Despite the recent ascent has stalled, the euro remains within a broader upside trend
EURUSD’s five-day rally has stalled around 1.2150 on Thursday, sending the euro lower at the end of the week. The pair slipped to the 20-DMA that arrives at 1.2100. A break below this moving average could bring a more aggressive selling pressure in the short term if the greenback extends its broad-based recovery. The daily RSI shows a mild bearish bias in the neutral territory, suggesting the common currency will likely stay on the defensive for now. On the four-hour timeframes, EURUSD has slipped under the 20-SMA and was nearing the 100-SMA at the time of writing. Despite the recent ascent has stalled, the euro remains within a broader upside trend while staying above the 200-weekly moving average, today at 1.1513.
GBPUSD has been correcting lower from long-term highs registered around 1.3865 earlier this week. On Friday, the downside pressure has intensified somehow, pushing the cable below the 1.3800 figure. The pair dipped to the 1.3775 region during the European hours while staying above the ascending 20-DMA, today at 1.3710. In the short-term, the bearish momentum will likely stay limited, with the mentioned moving average continuing to act as support. On the upside, the pound now needs to regain the 1.3800 zone in order to erase recent losses and target fresh tops around 1.3900.
USDJPY has accelerated its recovery on Friday, exceeding the 105.00 handle in recent trading. The greenback climbed to a three-day high of 105.17 but failed to preserve gains and retreated marginally. The pair was last seen trading just at the 105.00 figure. The prices now need to confirm the latest breakout on a daily closing basis. Otherwise, another bearish correction could be expected. On the hourly charts, the RSI has corrected lower from the overbought territory while the prices have dipped under the 200-SMA, suggesting the dollar could struggle to settle above the 105.00 level by the end of the day and the trading week.
Gold prices failed to hold above the 20-DMA and turned negative again. On Friday, the precious metal remains under pressure, dipping to five-day lows around $1,812 earlier during the European hours. At the time of writing, the bullion was changing hands around $1,817, struggling to regain the $1,820 area. If the pressure intensifies in the short term, gold prices could threaten the $1,800 psychological level that has been acting as support for a week already. On the other hand, this figure could trigger a bounce that will eventually take the bullion back above the mentioned moving average that arrives at $1,840 today.

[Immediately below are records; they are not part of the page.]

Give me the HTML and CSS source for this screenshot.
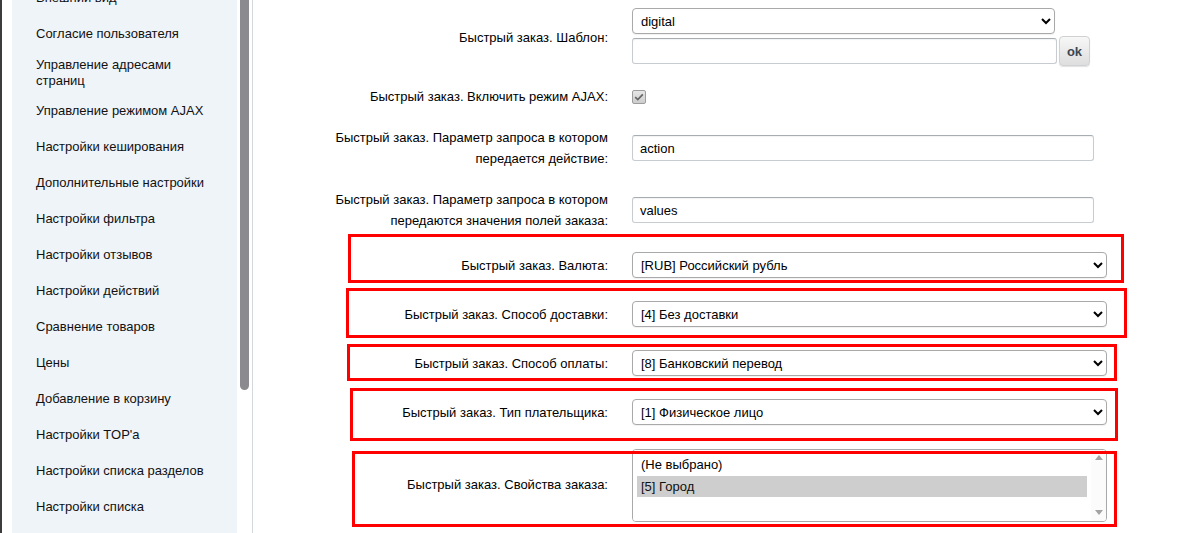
FILE: index.html
```html
<!DOCTYPE html>
<html lang="ru">
<head>
<meta charset="utf-8">
<title>Быстрый заказ</title>
<link rel="stylesheet" href="styles.css">
</head>
<body>
<div class="page">
  <aside class="side">
    <nav class="menu">
      <ul class="menu-list">
        <li class="menu-item">Внешний вид</li>
        <li class="menu-item">Согласие пользователя</li>
        <li class="menu-item menu-item--wrap">Управление адресами страниц</li>
        <li class="menu-item">Управление режимом AJAX</li>
        <li class="menu-item">Настройки кеширования</li>
        <li class="menu-item">Дополнительные настройки</li>
        <li class="menu-item">Настройки фильтра</li>
        <li class="menu-item">Настройки отзывов</li>
        <li class="menu-item">Настройки действий</li>
        <li class="menu-item">Сравнение товаров</li>
        <li class="menu-item">Цены</li>
        <li class="menu-item">Добавление в корзину</li>
        <li class="menu-item">Настройки TOP'a</li>
        <li class="menu-item">Настройки списка разделов</li>
        <li class="menu-item">Настройки списка</li>
        <li class="menu-item">Настройки детального просмотра</li>
      </ul>
    </nav>
    <div class="scroll"><div class="thumb"></div></div>
  </aside>

  <main class="content">
    <form class="form">
      <div class="row">
        <div class="label">Быстрый заказ. Шаблон:</div>
        <div class="field">
          <select class="select select--tpl"><option>digital</option></select>
          <div class="tpl-line">
            <input class="input input--tpl" type="text" value="">
            <button class="btn-ok" type="button">ok</button>
          </div>
        </div>
      </div>

      <div class="row">
        <div class="label">Быстрый заказ. Включить режим AJAX:</div>
        <div class="field">
          <span class="check"><svg width="10" height="8" viewBox="0 0 10 8"><path d="M1.2 4.1 L3.8 6.6 L8.8 1.3" fill="none" stroke="#666" stroke-width="1.7"/></svg></span>
        </div>
      </div>

      <div class="row">
        <div class="label">Быстрый заказ. Параметр запроса в котором<br>передается действие:</div>
        <div class="field"><input class="input input--wide" type="text" value="action"></div>
      </div>

      <div class="row">
        <div class="label">Быстрый заказ. Параметр запроса в котором<br>передаются значения полей заказа:</div>
        <div class="field"><input class="input input--wide" type="text" value="values"></div>
      </div>

      <div class="row">
        <div class="label">Быстрый заказ. Валюта:</div>
        <div class="field"><select class="select select--wide"><option>[RUB] Российский рубль</option></select></div>
      </div>

      <div class="row">
        <div class="label">Быстрый заказ. Способ доставки:</div>
        <div class="field"><select class="select select--wide"><option>[4] Без доставки</option></select></div>
      </div>

      <div class="row">
        <div class="label">Быстрый заказ. Способ оплаты:</div>
        <div class="field"><select class="select select--wide"><option>[8] Банковский перевод</option></select></div>
      </div>

      <div class="row">
        <div class="label">Быстрый заказ. Тип плательщика:</div>
        <div class="field"><select class="select select--wide"><option>[1] Физическое лицо</option></select></div>
      </div>

      <div class="row">
        <div class="label">Быстрый заказ. Свойства заказа:</div>
        <div class="field">
          <div class="listbox-box">
            <select class="listbox" multiple size="4">
              <option>(Не выбрано)</option>
              <option selected>[5] Город</option>
            </select>
            <div class="lb-scroll">
              <span class="lb-arrow lb-arrow--up"></span>
              <span class="lb-arrow lb-arrow--down"></span>
            </div>
          </div>
        </div>
      </div>
    </form>

    <div class="mark mark-1"></div>
    <div class="mark mark-2"></div>
    <div class="mark mark-3"></div>
    <div class="mark mark-4"></div>
    <div class="mark mark-5"></div>
  </main>
</div>
</body>
</html>
```

FILE: styles.css
```css
html, body {
  margin: 0;
  height: 533px;
  overflow: hidden;
  background: #fff;
}

body {
  font-family: "Liberation Sans", Arial, sans-serif;
  font-size: 13px;
  color: #000;
}

.page {
  display: flex;
  height: 533px;
  overflow: hidden;
}

/* ---------- sidebar ---------- */
.side {
  display: flex;
  flex: none;
  width: 253px;
  box-sizing: border-box;
  border-left: 2px solid #3c3c3c;
  border-right: 1px solid #d3d8dc;
  padding-left: 10px;
  background: #fff;
}

.menu {
  width: 225px;
  flex: none;
  background: #eff4f9;
  overflow: hidden;
}

.menu-list {
  list-style: none;
  margin: -20px 0 0;
  padding: 0;
}

.menu-item {
  padding: 10px 20px 10px 24px;
  line-height: 16px;
  color: #111;
}

.menu-item--wrap {
  padding-top: 5px;
  padding-bottom: 4px;
}

.scroll {
  width: 15px;
  flex: none;
  box-sizing: border-box;
  padding: 0 3px;
  background: #fff;
}

.thumb {
  height: 390px;
  background: #8b8b8f;
  border-radius: 0 0 5px 5px;
}

/* ---------- content ---------- */
.content {
  flex: 1;
  position: relative;
}

.form {
  margin-top: -2px;
}

.row {
  display: grid;
  grid-template-columns: 367px 1fr;
  align-items: center;
  padding: 10px 0;
}

.label {
  text-align: right;
  padding-right: 12px;
  line-height: 21px;
  color: #000;
}

.field {
  padding-left: 12px;
  display: flex;
  flex-direction: column;
  align-items: flex-start;
}

.select {
  height: 26px;
  box-sizing: border-box;
  font-family: "Liberation Sans", Arial, sans-serif;
  font-size: 13px;
  color: #000;
  background: #fff;
  border: 1px solid #a9a9a9;
  border-radius: 4px;
  padding: 0 4px;
  box-shadow: 0 1px 1px rgba(0, 0, 0, 0.06);
}

.select--tpl {
  width: 423px;
}

.select--wide {
  width: 475px;
  margin: 1px 0 2px;
}

.tpl-line {
  display: flex;
  align-items: center;
  gap: 2px;
  margin-top: 2px;
}

.input {
  height: 26px;
  box-sizing: border-box;
  font-family: "Liberation Sans", Arial, sans-serif;
  font-size: 13px;
  color: #000;
  background: #fff;
  border: 1px solid #c7ccd0;
  border-top-color: #a8adb1;
  border-radius: 3px;
  padding: 0 7px;
  box-shadow: inset 0 1px 1px rgba(0, 0, 0, 0.05);
}

.input--tpl {
  width: 425px;
}

.input--wide {
  width: 462px;
}

.btn-ok {
  width: 31px;
  height: 30px;
  box-sizing: border-box;
  padding: 0;
  font-family: "Liberation Sans", Arial, sans-serif;
  font-size: 13px;
  font-weight: bold;
  color: #3e4650;
  background: linear-gradient(#f7f7f7, #dedede);
  border: 1px solid #cfd1d3;
  border-radius: 4px;
  box-shadow: 0 1px 1px rgba(0, 0, 0, 0.12);
}

.check {
  width: 14px;
  height: 14px;
  box-sizing: border-box;
  display: flex;
  align-items: center;
  justify-content: center;
  border: 1px solid #9d9d9d;
  border-radius: 2px;
  background: linear-gradient(#e6e6e6, #cdcdcd);
}

/* listbox with its own scrollbar column */
.listbox-box {
  display: flex;
  width: 475px;
  height: 73px;
  margin-top: 2px;
  box-sizing: border-box;
  border: 1px solid #a9a9a9;
  border-radius: 4px;
  background: #fff;
  overflow: hidden;
}

.listbox {
  flex: 1;
  min-width: 0;
  height: 71px;
  box-sizing: border-box;
  font-family: "Liberation Sans", Arial, sans-serif;
  font-size: 13px;
  color: #000;
  background: #fff;
  border: none;
  outline: none;
  padding: 4px;
  overflow: hidden;
}

.listbox option {
  padding: 3px 4px;
  line-height: 15px;
}

.lb-scroll {
  width: 15px;
  flex: none;
  display: flex;
  flex-direction: column;
  justify-content: space-between;
  align-items: center;
  padding: 5px 0 6px;
  box-sizing: border-box;
  background: #fbfbfb;
}

.lb-arrow {
  width: 0;
  height: 0;
  border-left: 4px solid transparent;
  border-right: 4px solid transparent;
}

.lb-arrow--up {
  border-bottom: 5px solid #a3a3a3;
}

.lb-arrow--down {
  border-top: 5px solid #a3a3a3;
}

/* ---------- annotation frames ---------- */
.mark {
  position: absolute;
  box-sizing: border-box;
  border: 3px solid #ff0000;
  pointer-events: none;
}

.mark-1 { left: 95px; top: 234px; width: 776px; height: 49px; }
.mark-2 { left: 93px; top: 288px; width: 781px; height: 50px; }
.mark-3 { left: 94px; top: 344px; width: 770px; height: 37px; }
.mark-4 { left: 97px; top: 388px; width: 768px; height: 53px; }
.mark-5 { left: 99px; top: 451px; width: 765px; height: 76px; }
```
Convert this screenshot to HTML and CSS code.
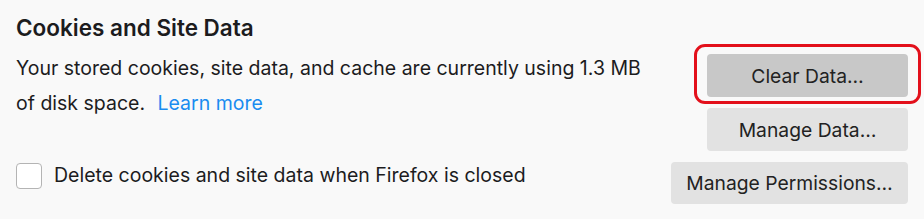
FILE: index.html
```html
<!DOCTYPE html>
<html lang="en">
<head>
  <meta charset="UTF-8">
  <title>Cookies and Site Data</title>
  <link rel="stylesheet" href="styles.css">
</head>
<body>
  <div class="section">
    <h2>Cookies and Site Data</h2>
    <div class="row">
      <p class="desc">
        Your stored cookies, site data, and cache are currently using 1.3 MB<br>
        of disk space. <a href="#">Learn more</a>
      </p>
      <div class="buttons">
        <button class="active">Clear Data…</button>
        <button>Manage Data…</button>
      </div>
    </div>
    <div class="row">
      <label class="check">
        <span class="box"></span>
        <span class="label">Delete cookies and site data when Firefox is closed</span>
      </label>
      <button class="wide">Manage Permissions…</button>
    </div>
  </div>
</body>
</html>
```

FILE: styles.css
```css
body {
  margin: 0;
  background-color: #f9f9f9;
  font-family: Inter, "Liberation Sans", Arial, sans-serif;
  color: #1c1c1e;
}

.section {
  padding: 15px 16px 0 16px;
}

h2 {
  margin: 0 0 13px 0;
  font-size: 22.5px;
  font-weight: 600;
  line-height: 26px;
}

.row {
  display: flex;
  justify-content: space-between;
  align-items: flex-start;
  margin-bottom: 11px;
}

.desc {
  margin: -3px 0 0 0;
  font-size: 19.5px;
  line-height: 35px;
}

.desc a {
  color: #1a8cf0;
  text-decoration: none;
  margin-left: 7px;
}

.buttons {
  display: flex;
  flex-direction: column;
  gap: 11px;
}

button {
  position: relative;
  width: 201px;
  height: 43px;
  border: none;
  border-radius: 4px;
  background-color: #e2e2e2;
  color: #222;
  font-family: inherit;
  font-size: 19.3px;
  cursor: pointer;
}

button.active {
  background-color: #c8c8c8;
}

/* red highlight ring around Clear Data */
button.active::after {
  content: "";
  position: absolute;
  top: -10px;
  bottom: -7px;
  left: -13px;
  right: -13px;
  border: 3px solid #e3101b;
  border-radius: 11px;
}

button.wide {
  width: 237px;
  height: 42px;
}

.check {
  display: flex;
  align-items: center;
  gap: 12px;
  margin-top: 1px;
  font-size: 19.5px;
  line-height: 26px;
}

.check .label {
  margin-top: -3px;
}

.box {
  width: 24px;
  height: 24px;
  background-color: #fff;
  border: 1px solid #b4b4b4;
  border-radius: 4px;
}
```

The Kiwi is back on the defensive after bullish attempts failed on Thursday. The pair was rejected from local highs around 0.7250, slipping down below the 0.7200 handle. in recent trading, NZDUSD dipped to the 0.7180 area where the 20-DMA lies. A break below this support zone would pave the way towards 0.7150, followed by the 0.7100 figure. However, it looks like the mentioned moving average could withstand the downside pressure in the short term. If so, a bounce should be expected. On the weekly charts, the pair is finishing the trading week unchanged, staying not far from Apri-2018 highs registered above the 0.7300 level at the start of this year.